My doubt arises due to the following :
We know that the definition of the derivative of a function at a point $x=a$, if it is differentiable at $a$, is: $$f'(a) = \lim_{h \rightarrow 0} \frac {f(a+h) - f(a)}{h}$$
Suppose that the function $f(x)$ is differentiable in a finite interval $[c,d]$ and $a \in (c,d) $
So, we can apply L'Hopital's rule. On differentiating numerator and denominator with respect to $h$, we get: $$f'(a) = \lim_{h \rightarrow 0} \frac {f(a+h) - f(a)}{h} = \lim_{h \rightarrow 0} \frac {f'(a+h)}{1}$$ Which implies that $$f'(a) = \lim_{h \rightarrow 0} f'(a+h)$$ Which means that the function $f'(x)$ is continuous at $x=a$
But this not necessarily true. A function may have a derivative everywhere but its derivative may not be continuous at some point. One of many counterexamples is: $$f(x) = \begin{cases} 0 \text{ ; if x=0} \\ x^2 \sin \frac{1}{x} \text{; if x $\neq$ 0 } \end{cases}$$ Whose derivative isn't continuous at $0$
So, is something wrong with what I have done ? Or is it necessary that for applying L'Hopital's rule, the function's derivative must be a continuous function?

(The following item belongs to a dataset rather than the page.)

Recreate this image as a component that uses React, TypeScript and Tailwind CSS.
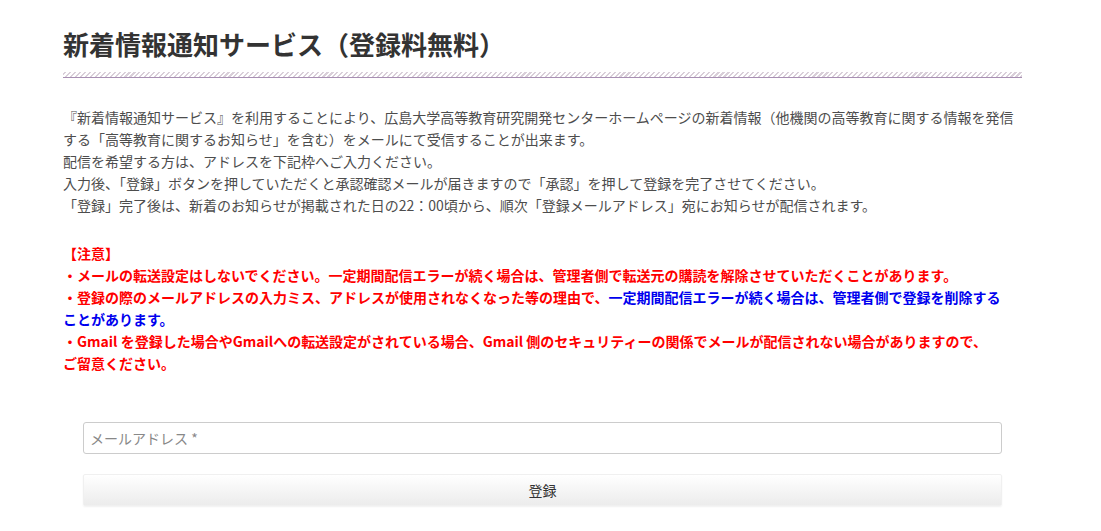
export default function App() {
  const font = "font-['Noto_Sans_CJK_JP','Noto_Sans',sans-serif]";
  return (
    <div className={`min-h-[531px] bg-white ${font}`}>
      <div className="ml-[63px] w-[959px]">
        <h1 className="pt-[26px] text-[26px] font-bold leading-[36px] text-[#333]">
          新着情報通知サービス（登録料無料）
        </h1>
        <div className="mt-[10px]">
          <div className="h-[5px] bg-[repeating-linear-gradient(-45deg,#d9cfd9_0,#d9cfd9_1.5px,#fff_1.5px,#fff_3.5px)]" />
          <div className="h-px bg-[#a88fb3]" />
        </div>

        <p className="mt-[28px] text-[14px] leading-[22px] text-[#4d4d4d]">
          『新着情報通知サービス』を利用することにより、広島大学高等教育研究開発センターホームページの新着情報（他機関の高等教育に関する情報を発信
          <br />
          する「高等教育に関するお知らせ」を含む）をメールにて受信することが出来ます。
          <br />
          配信を希望する方は、アドレスを下記枠へご入力ください。
          <br />
          入力後、「登録」ボタンを押していただくと承認確認メールが届きますので「承認」を押して登録を完了させてください。
          <br />
          「登録」完了後は、新着のお知らせが掲載された日の22：00頃から、順次「登録メールアドレス」宛にお知らせが配信されます。
        </p>

        <p className="mt-[26px] text-[14px] font-bold leading-[22px] text-[#ff0000]">
          【注意】
          <br />
          ・メールの転送設定はしないでください。一定期間配信エラーが続く場合は、管理者側で転送元の購読を解除させていただくことがあります。
          <br />
          ・登録の際のメールアドレスの入力ミス、アドレスが使用されなくなった等の理由で、
          <span className="text-[#0000ee]">一定期間配信エラーが続く場合は、管理者側で登録を削除する</span>
          <br />
          <span className="text-[#0000ee]">ことがあります。</span>
          <br />
          ・Gmail を登録した場合やGmailへの転送設定がされている場合、Gmail 側のセキュリティーの関係でメールが配信されない場合がありますので、
          <br />
          ご留意ください。
        </p>

        <form className="mx-[20px] mt-[48px] flex flex-col gap-[20px]">
          <input
            type="email"
            placeholder="メールアドレス *"
            className="h-[32px] w-full rounded-[3px] border border-[#ccc] px-[6px] text-[14px] text-[#333] outline-none placeholder:text-[#888]"
          />
          <button
            type="button"
            className="h-[32px] w-full rounded-[2px] border border-[#f0f0f0] bg-gradient-to-b from-[#ffffff] to-[#ececec] text-[14px] text-[#333] shadow-[0_1px_2px_rgba(0,0,0,0.06)]"
          >
            登録
          </button>
        </form>
      </div>
    </div>
  );
}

If the latter is true, why does that condition appear in the proof for L'Hopital's rule ?
In this case - yes, you need derivative to be continuous. In general, you need $\lim \frac{f'(x)}{g'(x)}$ to exist to apply L'Hospital's rule. As in your case $g'(x) = 1$, you proved that if there is a limit of $f'(a + h)$, then the limit is equal to $f'(a)$.